#### [Recorded data]
===

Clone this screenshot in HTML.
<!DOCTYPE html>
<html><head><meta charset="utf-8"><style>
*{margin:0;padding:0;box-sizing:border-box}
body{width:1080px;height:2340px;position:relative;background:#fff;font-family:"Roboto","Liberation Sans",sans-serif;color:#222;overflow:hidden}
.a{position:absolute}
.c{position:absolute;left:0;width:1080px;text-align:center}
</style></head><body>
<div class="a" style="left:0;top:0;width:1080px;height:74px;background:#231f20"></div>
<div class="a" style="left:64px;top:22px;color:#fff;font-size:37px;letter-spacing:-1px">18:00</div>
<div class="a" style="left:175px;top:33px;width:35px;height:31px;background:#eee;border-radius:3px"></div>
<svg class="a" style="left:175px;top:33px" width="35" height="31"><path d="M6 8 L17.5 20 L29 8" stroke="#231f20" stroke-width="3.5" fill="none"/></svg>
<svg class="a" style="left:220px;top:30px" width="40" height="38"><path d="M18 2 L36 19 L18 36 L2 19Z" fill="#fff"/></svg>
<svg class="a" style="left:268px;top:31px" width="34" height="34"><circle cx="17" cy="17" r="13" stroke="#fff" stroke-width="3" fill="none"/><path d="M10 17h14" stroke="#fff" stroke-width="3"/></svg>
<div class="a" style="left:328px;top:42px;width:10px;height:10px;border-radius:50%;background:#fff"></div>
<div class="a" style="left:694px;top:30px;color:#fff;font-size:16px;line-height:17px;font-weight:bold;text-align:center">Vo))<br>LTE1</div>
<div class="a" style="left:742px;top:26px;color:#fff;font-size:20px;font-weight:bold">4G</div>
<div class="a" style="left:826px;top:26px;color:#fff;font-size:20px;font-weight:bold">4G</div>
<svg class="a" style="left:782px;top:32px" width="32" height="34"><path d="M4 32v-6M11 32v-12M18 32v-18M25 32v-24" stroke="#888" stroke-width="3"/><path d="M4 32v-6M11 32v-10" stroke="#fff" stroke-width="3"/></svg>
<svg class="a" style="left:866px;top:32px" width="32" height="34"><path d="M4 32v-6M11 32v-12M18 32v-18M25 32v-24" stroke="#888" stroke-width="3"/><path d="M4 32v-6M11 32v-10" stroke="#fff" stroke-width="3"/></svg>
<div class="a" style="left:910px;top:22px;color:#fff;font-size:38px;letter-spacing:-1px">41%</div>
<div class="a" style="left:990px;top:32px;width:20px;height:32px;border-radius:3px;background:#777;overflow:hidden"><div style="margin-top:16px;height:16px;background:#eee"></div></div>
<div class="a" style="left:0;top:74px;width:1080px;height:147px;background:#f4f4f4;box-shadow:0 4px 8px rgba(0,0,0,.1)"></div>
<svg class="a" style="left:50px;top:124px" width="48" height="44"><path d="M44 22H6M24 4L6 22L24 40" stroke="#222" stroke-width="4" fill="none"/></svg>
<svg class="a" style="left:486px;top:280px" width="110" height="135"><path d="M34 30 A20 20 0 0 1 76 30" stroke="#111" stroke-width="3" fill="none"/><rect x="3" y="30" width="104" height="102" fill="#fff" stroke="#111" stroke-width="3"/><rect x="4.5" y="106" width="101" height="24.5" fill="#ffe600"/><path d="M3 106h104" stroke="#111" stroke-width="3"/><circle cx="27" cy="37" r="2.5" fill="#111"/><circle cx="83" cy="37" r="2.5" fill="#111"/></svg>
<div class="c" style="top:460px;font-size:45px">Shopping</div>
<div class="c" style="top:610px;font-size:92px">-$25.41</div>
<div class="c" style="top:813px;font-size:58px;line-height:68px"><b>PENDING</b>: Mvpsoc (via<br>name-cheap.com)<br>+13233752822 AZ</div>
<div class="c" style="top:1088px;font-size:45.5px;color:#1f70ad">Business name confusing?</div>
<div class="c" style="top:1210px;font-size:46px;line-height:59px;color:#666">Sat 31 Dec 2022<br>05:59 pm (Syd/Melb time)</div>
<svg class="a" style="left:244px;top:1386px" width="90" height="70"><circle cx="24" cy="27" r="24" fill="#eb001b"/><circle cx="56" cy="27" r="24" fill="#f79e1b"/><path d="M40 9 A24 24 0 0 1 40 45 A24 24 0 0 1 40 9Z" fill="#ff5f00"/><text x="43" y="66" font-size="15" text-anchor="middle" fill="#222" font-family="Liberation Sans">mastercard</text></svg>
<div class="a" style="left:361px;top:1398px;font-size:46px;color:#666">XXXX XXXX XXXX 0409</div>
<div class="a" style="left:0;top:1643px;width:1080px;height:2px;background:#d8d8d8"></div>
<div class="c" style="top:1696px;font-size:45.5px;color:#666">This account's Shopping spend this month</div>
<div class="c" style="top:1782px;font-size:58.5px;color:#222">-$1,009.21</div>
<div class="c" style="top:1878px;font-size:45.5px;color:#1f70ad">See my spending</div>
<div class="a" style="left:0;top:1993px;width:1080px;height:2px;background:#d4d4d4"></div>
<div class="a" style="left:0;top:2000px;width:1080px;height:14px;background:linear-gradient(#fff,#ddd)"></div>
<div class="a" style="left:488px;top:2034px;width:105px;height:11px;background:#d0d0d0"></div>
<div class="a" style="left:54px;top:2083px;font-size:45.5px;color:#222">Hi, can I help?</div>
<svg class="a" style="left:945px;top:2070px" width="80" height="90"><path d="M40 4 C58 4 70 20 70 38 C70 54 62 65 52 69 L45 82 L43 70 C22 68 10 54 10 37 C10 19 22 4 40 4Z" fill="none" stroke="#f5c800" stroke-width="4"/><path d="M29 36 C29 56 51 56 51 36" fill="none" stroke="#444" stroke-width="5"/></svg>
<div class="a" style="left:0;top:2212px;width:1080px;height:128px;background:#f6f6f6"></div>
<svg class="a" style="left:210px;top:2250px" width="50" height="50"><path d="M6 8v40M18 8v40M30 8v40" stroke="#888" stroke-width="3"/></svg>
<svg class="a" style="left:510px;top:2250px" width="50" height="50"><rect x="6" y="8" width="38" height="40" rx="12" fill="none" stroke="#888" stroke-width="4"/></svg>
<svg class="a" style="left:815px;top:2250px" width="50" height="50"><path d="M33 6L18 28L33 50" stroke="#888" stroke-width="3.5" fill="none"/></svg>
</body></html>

===

#### [Instructions for the task]
Only lines with "this" are wanted here; list each of them.

#### [Written response]
Clone this screenshot in HTML.
<div class="c" style="top:1696px;font-size:45.5px;color:#666">This account's Shopping spend this month</div>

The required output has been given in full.